Americas Features
ANALYSIS: Latin America after Spain: 200-year independence journey
By Veronica Sardon Apr 15, 2010, 5:43 GMT
Buenos Aires - This year, five countries in Latin America celebrate 200 years of independence from once powerful Spain, and another three also came of age in the same era.
These landmark celebrations, which begin Monday in Venezuela, highlight how far the region has come politically and economically in the two centuries since then.
In 1810, Venezuela, Colombia, Argentina, Mexico and Chile started down the road that would end three centuries of Spanish rule. Ecuador in 1809 and Uruguay and Paraguay in 1811 were also part of this trend.
The immediate catalyst came from Europe and the Napoleonic wars. The elite 'criollos,' locals of Spanish ancestry, often educated in Spain, looked across the Atlantic with a combined sense of ill ease and opportunity as Spain was overcome by French troops.
'1810 fell upon them from the sky like a meteorite, and they did not know what to do with it. Revolution just happened to them,' Argentine historian Luis Alberto Romero said in an interview with the German Press Agency dpa about Argentine independence.
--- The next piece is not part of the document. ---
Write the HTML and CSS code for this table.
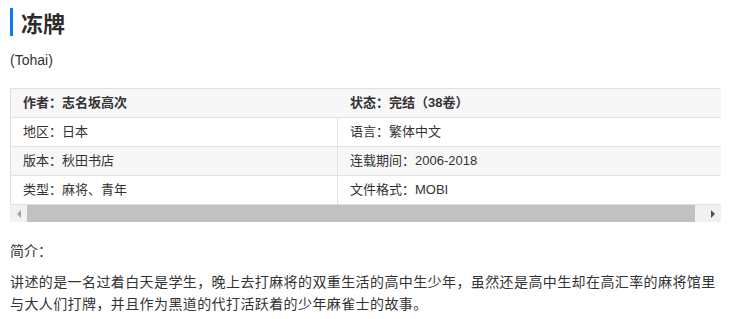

The crumbling of the Spanish empire unleashed a political crisis, and people soon discovered 'that there was no legitimate power and that someone had to take charge. And they took charge.'
Suddenly, local elites had to grapple with the ideas of the Enlightenment that were to change so much of the rest of the world. But independence from mother Spain was was hardly the original idea.
'There were 300 years of Spanish dominance. We considered ourselves Spanish, that is why it is so difficult to achieve the independence process,' said Venezuelan historian Angel Almarza.
In Venezuela, Colombia, Argentina and Chile, local elites initially sought only to distance themselves from the usurping regime of Napoleon's brother Joseph Bonaparte, who ruled Spain 1808-13 as Joseph I.
But the process was not uniform, given the vast expanse and diversity of Spain's New World empire.
In Brazil, the Napoleonic Wars forced a fleeing Portuguese Crown to its American colony. Independence took another decade, and transformed the former Portuguese monarchy into a Brazilian empire.
Mexico's intellectual elites were already openly speaking of independence by 1810.
Through it all, charismatic leaders, including most notably Simon Bolivar and to a lesser extent Jose de San Martin, worked hard to rally the people and provide both military and political guidance in the struggle against Spain.
However, independence was by no means a panacea, as witnessed by the poverty, the steady outside interference of the United States, and regular political upheavals that followed.
Dictatorships - including bloody variants in the 1970s and 1980s - plagued the region for nearly another two centures and claimed tens of thousands of lives. So did internal conflicts over politics and drugs like those of Central America in that period, and those of Colombia to this day.
In the late 20th century, the end of the Cold War brought increased autonomy, and a wave of democratic elections put both conservative and liberal, even leftist, governments into power.
Today, there are popularly elected governments in 31 countries - all except Cuba and Honduras, which is recovering from a coup d'etat, and the region is determined to shed its pejorative 'Banana Republic' image.
Bolivia has its first-ever president of indigenous descent, and several women presidents have served across the region. Brazil and Mexico have become international economic and political powerhouses.
Still, many countries are nostalgic about what could have been.
'If you compare it with the expectations, there is without doubt a failure. However, it's different if you compare it with things that could also have happened,' said Argentine historian Gabriel Di Meglio. 'Argentina could have been Australia and it could also perfectly well have been Haiti.'
Bicentennial celebrations are about the future as much as they are about the past.
'Every country has to look at its 200 years of independence when they come ... and the successes that have been attained, which are quite a few,' said Enrique Iglesias, a Spanish-born former Uruguayan minister who is in charge of coordinating Iberian-American relations.
'It is also important for countries to look at what remains to be done,' he warned.
In the 21st century, Spain is left in an uncomfortable position. On the one hand, its former colonies are celebrating its expulsion. Spain's history of slaughter and terror in the New World has never really receded from memory.
On the other hand, Madrid is keen to use the celebrations as a springboard for future cooperation. Spanish Prime Minister Jose Luis Rodriguez Zapatero believes that Spain simply 'cannot be understood without Iberian America.'
While this has forced Spain to walk a fine line, Iglesias believes it is healthy: 'The fact that the former colonial power celebrates with the former colonies ... is an act of political maturity and an ethical message which is worth highlighting.'
Others disagree. Venezuelan President Hugo Chavez rejects Madrid's involvement, saying Latin American independence celebrations are a continuation of the 'rebellion' of its peoples.
While the bicentennial commemorations are a chance to celebrate across the region, there's no denying the major challenges: great inequality between the wealthy and the poor, ethnic segregation and widespread poverty.
'Independence was basically done by criollos for criollos, with some mestizo elements. But it was not conceived for the emancipation of indigenous peoples,' Mexican writer Carlos Fuentes has noted.